In our area we have agents who it seems have never heard the term PUD. Sorry to let a little thing get to me so but I let it irk me when people call the condos. NO WAY. I would be interested in your comments.
This is definitely a confusing topic. I think it would be helpful to buyers for agents to know with greater certainty whether the property they are selling is condo or PUD.
In the midst of purchasing. I would only qualify for an FHA if unit was a “PUD”.
PUD it is, but my bank appraiser listed it as a condo. Now we are looking for verification. Management does not want to advertise that units are PUDs – now what?
I would think that their should be documents available with the property was developed that indicates what it really is.
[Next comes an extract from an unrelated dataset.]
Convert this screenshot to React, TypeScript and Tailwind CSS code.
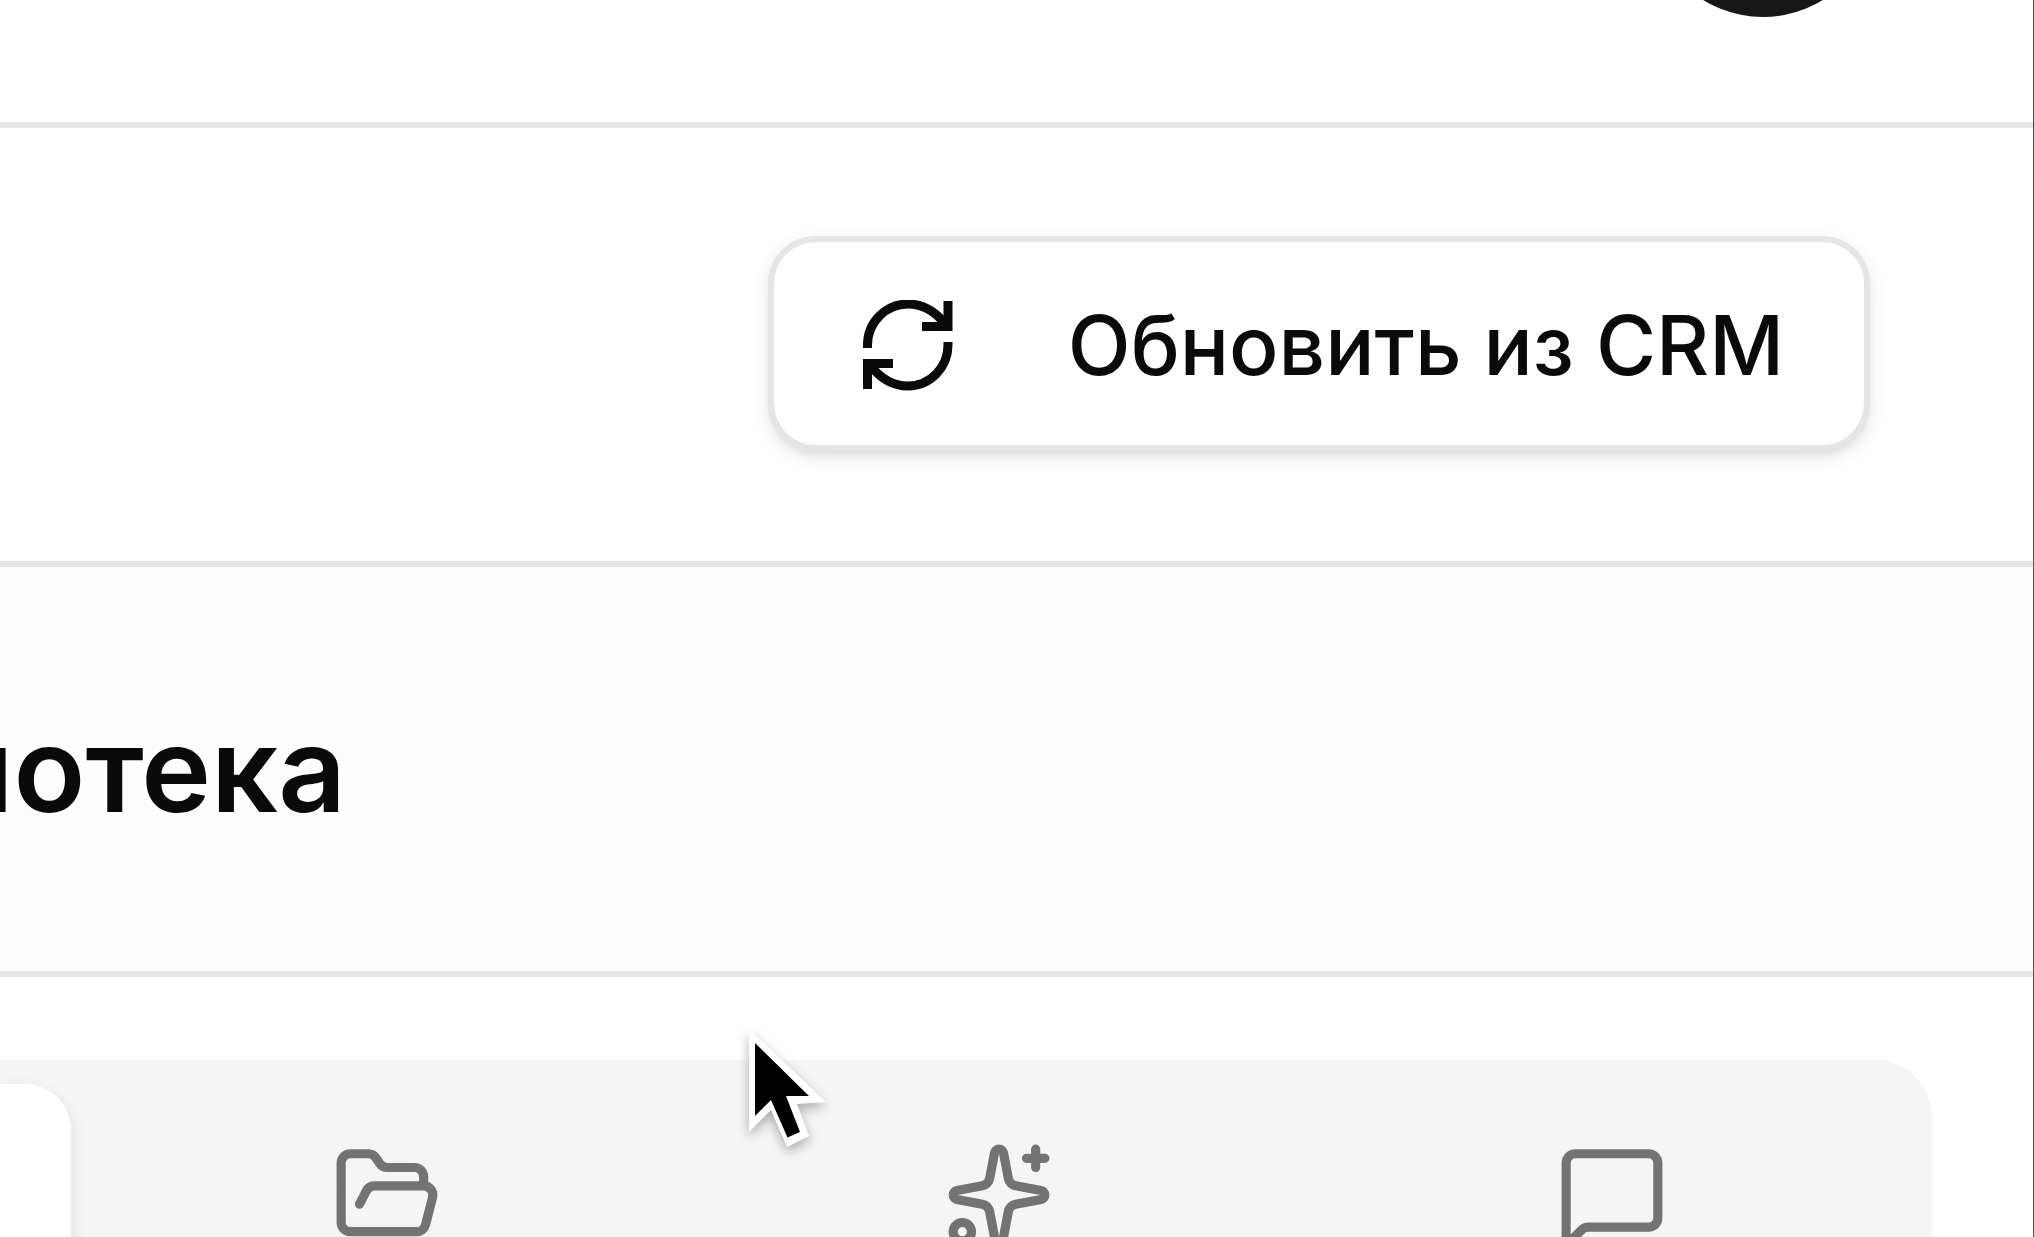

Can these be obtained for verification?
Great description Tom. You’re right on. The thing that bothers me about PUDs is that Fannie, Freddie, and FHA/HUD all have a different definition of PUD that makes anything with a mandatory HOA dues a PUD. This can be misleading to homeowners when they open their appraisal report and the appraiser says their house is in a PUD when they really are not by most other definitions. In my area, it is common for properties to no longer have HOA dues after the HOA dissolved, but the lender will see the HOA noted at closing and come back to the appraiser for a revision changing the subject to a PUD, again when it is not.
That is a great point Gary. So in the situation you described was the development at one time a PUD and then it changed to not being one? I have not seen that situation before, thanks for sharing.
This is a crucial difference. Good stuff, Tom. I have seen home owners not be able to obtain a loan in a PUD because the lender (and appraiser) mistakenly considered the property as a condo. PUDs are not subject to the same type of stringent lending guidelines as condos, so calling a PUD a condo at times can kill a potential loan when it shouldn’t have any problems in the first place.
Good points Ryan. The appraiser should make every effort to identify the correct type of ownership for the very reasons you mention. Thanks.